Der Band schließt mit einem sehr lesenswerten Essay der Herausgeberinnen: „Der soziokulturelle Wandel in der DDR. Ein Beitrag zur Modernediskussion“. Hierin wird die kritische Sicht der Autorinnen auf die komplexe und durchaus widerspruchsvolle Historizität des bearbeiteten Diskursfeldes und die dabei sichtbar gewordene „selbstreflexive Kritik der eigenen Denkvoraussetzungen“ akzentuiert. Resümierend wird dabei auch die Frage beantwortet, welche besonderen Erkenntnisgewinne von der Untersuchung „sozial-kultureller Dimensionen“ zu erwarten sind, wenn es um die komparative Deskription „kapitalistisch und sozialistisch organisierter Moderne-Varianten“ geht. Ziel eines solchen Vergleichs soll „die Verortung des gescheiterten Gesellschaftsexperiments der DDR in einer weltweiten Vergleichsperspektive bzw. in einem zukünftigen globalen Diskurs der Moderne“ sein.

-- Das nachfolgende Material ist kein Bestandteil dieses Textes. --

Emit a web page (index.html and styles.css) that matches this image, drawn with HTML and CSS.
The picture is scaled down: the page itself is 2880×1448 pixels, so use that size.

Das Buch ist „ein Muss“ für an der DDR-Kultur Interessierte und ein beeindruckendes Dokument aktueller Geschichtsaufarbeitung.

Dorothee Röseberg / Monika Walter (Hrsg.): Die DDR als kulturhistorisches Phänomen zwischen Tradition und Moderne, Abhandlungen der Leibniz-Sozietät der Wissenschaften, Band 63, trafo-Wissenschaftsverlag, Berlin 2020, 343 Seiten, 39,80 Euro.